The Incomplete Species explores the idea that humanity’s past has been shaped as much by catastrophe and loss as by progress. Across time, entire civilizations have risen, flourished, and vanished, leaving behind fragments, myths, ruins, and unanswered questions. Floods, climate shifts, volcanic eruptions, and cosmic events did not simply destroy cities. They disrupted memory, erased knowledge, and forced humanity to begin again, often without understanding what was lost.
This book examines how those events are remembered. Not as precise records, but as stories, symbols, rituals, and myths passed down through generations. Legends of sunken cities, divine punishment, giants, and forgotten ages may not be fantasy, but distorted memory. Human cognition preserves meaning and warning, even when dates, names, and mechanisms fade.

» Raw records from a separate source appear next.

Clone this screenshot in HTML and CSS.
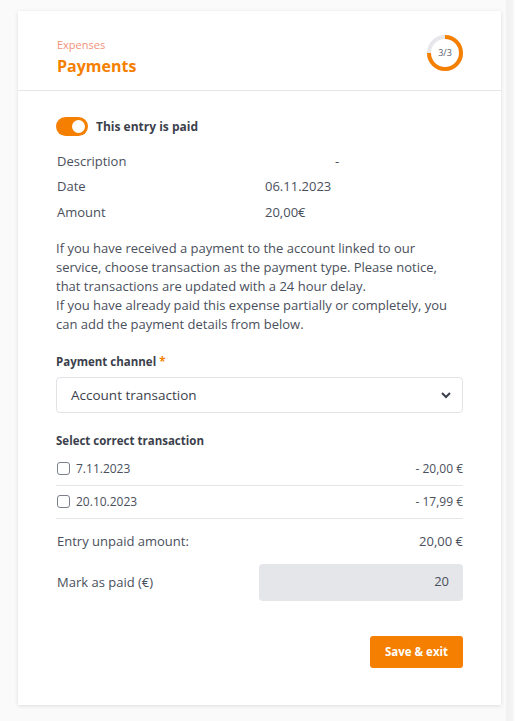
FILE: index.html
```html
<!DOCTYPE html>
<html lang="en">
<head>
<meta charset="utf-8">
<title>Payments</title>
<link rel="stylesheet" href="styles.css">
</head>
<body>
<div class="page">
  <div class="card">
    <header class="card-head">
      <div class="titles">
        <div class="crumb">Expenses</div>
        <h1 class="title">Payments</h1>
      </div>
      <div class="progress">
        <svg width="38" height="38" viewBox="0 0 38 38">
          <circle cx="19" cy="19" r="16" fill="none" stroke="#e6e7ea" stroke-width="4"/>
          <path d="M19 3 A16 16 0 1 1 3 19" fill="none" stroke="#f57f00" stroke-width="4"/>
        </svg>
        <span class="progress-text">3/3</span>
      </div>
    </header>
    <div class="card-body">
      <label class="toggle-row">
        <span class="toggle"><span class="knob"></span></span>
        <span class="toggle-label">This entry is paid</span>
      </label>
      <div class="info">
        <div class="info-row"><span class="info-label">Description</span><span class="info-value dash">-</span></div>
        <div class="info-row"><span class="info-label">Date</span><span class="info-value">06.11.2023</span></div>
        <div class="info-row"><span class="info-label">Amount</span><span class="info-value">20,00€</span></div>
      </div>
      <p class="note">If you have received a payment to the account linked to our service, choose transaction as the payment type. Please notice, that transactions are updated with a 24 hour delay.<br>If you have already paid this expense partially or completely, you can add the payment details from below.</p>
      <div class="field">
        <div class="field-label">Payment channel <span class="req">*</span></div>
        <div class="select">
          <span>Account transaction</span>
          <svg width="12" height="8" viewBox="0 0 12 8"><path d="M2 2 L6 6 L10 2" fill="none" stroke="#3b3f4c" stroke-width="2"/></svg>
        </div>
      </div>
      <div class="field-label tx-title">Select correct transaction</div>
      <div class="tx-list">
        <div class="tx-row"><span class="check"></span><span class="tx-date">7.11.2023</span><span class="tx-amount">- 20,00 €</span></div>
        <div class="tx-row"><span class="check"></span><span class="tx-date">20.10.2023</span><span class="tx-amount">- 17,99 €</span></div>
      </div>
      <div class="sum-row"><span>Entry unpaid amount:</span><span>20,00 €</span></div>
      <div class="paid-row">
        <span>Mark as paid (€)</span>
        <div class="paid-input">20</div>
      </div>
      <div class="actions">
        <button class="btn">Save &amp; exit</button>
      </div>
    </div>
  </div>
  <div class="edge"></div>
</div>
</body>
</html>
```
FILE: styles.css
```css
* { box-sizing: border-box; }
html, body { margin: 0; padding: 0; }
body {
  background: #fafafa;
  font-family: "Open Sans", "Liberation Sans", sans-serif;
  color: #4a4f5c;
  width: 515px;
  height: 721px;
  overflow: hidden;
}
.page {
  display: flex;
  align-items: flex-start;
  padding: 11px 0 0 18px;
}
.card {
  width: 483px;
  height: 694px;
  background: #fff;
  box-shadow: 0 1px 4px rgba(0,0,0,0.12);
}
.edge {
  margin-left: 5px;
  width: 7px;
  height: 721px;
  margin-top: -11px;
  background: linear-gradient(90deg, #f1f1f1, #f4f4f4);
}
.card-head {
  height: 80px;
  border-bottom: 1px solid #e5e6ea;
  display: flex;
  justify-content: space-between;
  align-items: center;
  padding: 12px 37px 0 39px;
}
.crumb {
  font-size: 11px;
  color: #f2917a;
  line-height: 14px;
}
.title {
  margin: 4px 0 0;
  font-size: 16px;
  font-weight: 700;
  color: #f57f00;
  line-height: 20px;
}
.progress {
  position: relative;
  width: 38px;
  height: 38px;
  margin-top: -8px;
}
.progress svg { display: block; }
.progress-text {
  position: absolute;
  inset: 0;
  display: flex;
  align-items: center;
  justify-content: center;
  font-size: 9px;
  color: #5a6070;
}
.card-body {
  padding: 26px 38px 0 38px;
}
.toggle-row {
  display: flex;
  align-items: center;
  gap: 8px;
}
.toggle {
  width: 32px;
  height: 19px;
  border-radius: 10px;
  background: #f57f00;
  display: flex;
  align-items: center;
  justify-content: flex-end;
  padding-right: 3px;
}
.knob {
  width: 13px;
  height: 13px;
  border-radius: 50%;
  background: #fff;
}
.toggle-label {
  font-size: 12px;
  font-weight: 700;
  color: #3b3f4c;
}
.info { margin-top: 12px; padding-left: 1px; }
.info-row {
  display: flex;
  height: 25.5px;
  align-items: center;
  font-size: 13px;
}
.info-label { width: 208px; }
.dash { margin-left: 70px; }
.note {
  margin: 14px 0 0;
  font-size: 13px;
  line-height: 19px;
  color: #4a4f5c;
}
.field { margin-top: 20px; }
.field-label {
  font-size: 11.5px;
  font-weight: 700;
  color: #3b3f4c;
  line-height: 16px;
}
.req { color: #f57f00; }
.select {
  margin-top: 7px;
  height: 36px;
  border: 1px solid #e2e3e7;
  border-radius: 4px;
  display: flex;
  justify-content: space-between;
  align-items: center;
  padding: 0 10px 0 14px;
  font-size: 13.5px;
  color: #3b3f4c;
}
.tx-title { margin-top: 20px; }
.tx-list { margin-top: 4px; }
.tx-row {
  display: flex;
  align-items: center;
  height: 33px;
  border-bottom: 1px solid #e5e6ea;
  font-size: 12px;
}
.check {
  width: 13px;
  height: 13px;
  border: 1px solid #7a7f8a;
  border-radius: 3px;
  margin: 0 6px 0 1px;
}
.tx-amount { margin-left: auto; }
.sum-row {
  display: flex;
  justify-content: space-between;
  height: 45px;
  align-items: center;
  font-size: 13px;
  padding-left: 1px;
}
.paid-row {
  display: flex;
  justify-content: space-between;
  align-items: center;
  font-size: 13px;
  padding-left: 1px;
}
.paid-input {
  width: 204px;
  height: 37px;
  background: #e5e6e9;
  border-radius: 4px;
  text-align: right;
  padding: 8px 14px 0 0;
  font-size: 13px;
}
.actions {
  display: flex;
  justify-content: flex-end;
  margin-top: 35px;
}
.btn {
  width: 93px;
  height: 32px;
  background: #f57f00;
  border: none;
  border-radius: 3px;
  color: #fff;
  font-family: inherit;
  font-size: 11.5px;
  font-weight: 700;
}
```
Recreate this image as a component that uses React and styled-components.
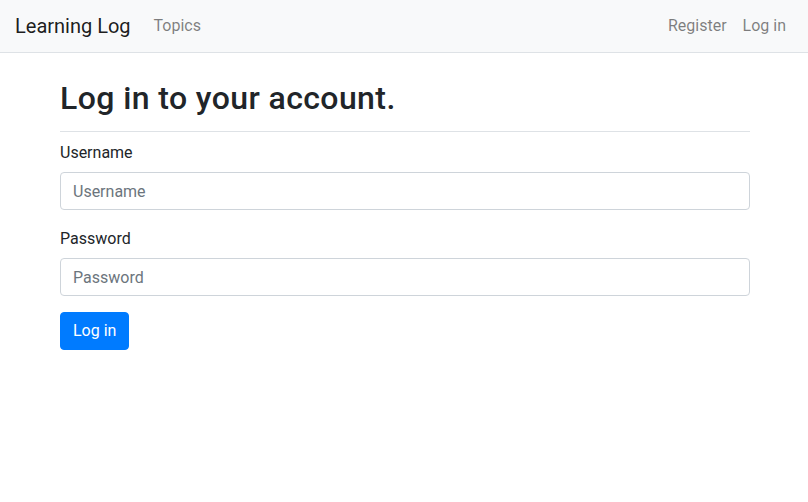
import React from 'react'
import styled, { createGlobalStyle } from 'styled-components'

const GlobalStyle = createGlobalStyle`
    *, *::before, *::after {
        box-sizing: border-box;
    }

    body {
        margin: 0;
        font-family: Roboto, "Noto Sans", sans-serif;
        font-size: 16px;
        line-height: 1.5;
        color: #212529;
        background-color: #fff;
    }
`

const App = () => {
    return (
        <>
            <GlobalStyle />
            <Navbar>
                <Brand href="#">Learning Log</Brand>
                <NavList>
                    <NavLink href="#">Topics</NavLink>
                </NavList>
                <NavList $right>
                    <NavLink href="#">Register</NavLink>
                    <NavLink href="#">Log in</NavLink>
                </NavList>
            </Navbar>

            <Container>
                <Header>
                    <h2>Log in to your account.</h2>
                </Header>

                <form onSubmit={(e) => e.preventDefault()}>
                    <FormGroup>
                        <label htmlFor="id_username">Username</label>
                        <Input id="id_username" type="text" placeholder="Username" />
                    </FormGroup>

                    <FormGroup>
                        <label htmlFor="id_password">Password</label>
                        <Input id="id_password" type="password" placeholder="Password" />
                    </FormGroup>

                    <Button type="submit">Log in</Button>
                </form>
            </Container>
        </>
    )
}

export default App

const Navbar = styled.nav`
    display: flex;
    align-items: center;
    height: 53px;
    padding: 0 14px 0 15px;
    background-color: #f8f9fa;
    border-bottom: 1px solid #dee2e6;
`

const Brand = styled.a`
    font-size: 20px;
    line-height: 30px;
    color: rgba(0, 0, 0, 0.9);
    text-decoration: none;
    margin-right: 15px;
`

const NavList = styled.div`
    display: flex;
    margin-left: ${(p) => (p.$right ? 'auto' : '0')};
`

const NavLink = styled.a`
    padding: 0 8px;
    font-size: 16px;
    color: rgba(0, 0, 0, 0.5);
    text-decoration: none;
`

const Container = styled.main`
    max-width: 720px;
    margin: 0 auto;
    padding: 24px 14px 0 16px;
`

const Header = styled.div`
    padding-bottom: 8px;
    margin-bottom: 8px;
    border-bottom: 1px solid #dee2e6;

    h2 {
        margin: 0 0 8px;
        font-size: 32px;
        font-weight: 500;
        line-height: 1.2;
        letter-spacing: 0.4px;
        padding-top: 2px;
        height: 38.4px;
    }
`

const FormGroup = styled.div`
    margin-bottom: 16px;

    label {
        display: inline-block;
        margin-bottom: 8px;
        padding-top: 1px;
        height: 24px;
    }
`

const Input = styled.input`
    display: block;
    width: 100%;
    height: 38px;
    padding: 6px 12px;
    font-family: inherit;
    font-size: 16px;
    line-height: 1.5;
    color: #495057;
    background-color: #fff;
    border: 1px solid #ced4da;
    border-radius: 4px;
    outline: none;

    &::placeholder {
        color: #6c757d;
        opacity: 1;
    }
`

const Button = styled.button`
    display: inline-block;
    height: 38px;
    padding: 6px 12px;
    font-family: inherit;
    font-size: 16px;
    line-height: 1.5;
    color: #fff;
    background-color: #007bff;
    border: 1px solid #007bff;
    border-radius: 4px;
    cursor: pointer;
`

Drawing on archaeology, geology, mythology, anthropology, and cognitive science, The Incomplete Species looks at ancient civilizations across Africa, the Americas, Eurasia, Oceania, and the Mediterranean world. It asks why advanced knowledge appears suddenly in the archaeological record, why it disappears just as abruptly, and why similar myths emerge in cultures separated by oceans.
This is not a book of final answers. It is a book of questions. It challenges the assumption that modern humanity represents the peak of understanding, and instead suggests that we may be inheritors of an incomplete record, shaped by repeated collapse and recovery.
If our origins are misunderstood, then our institutions, beliefs, and identities may be built on unstable ground. The Incomplete Species invites the reader to look again at what history forgot, and at what the fragments still remember.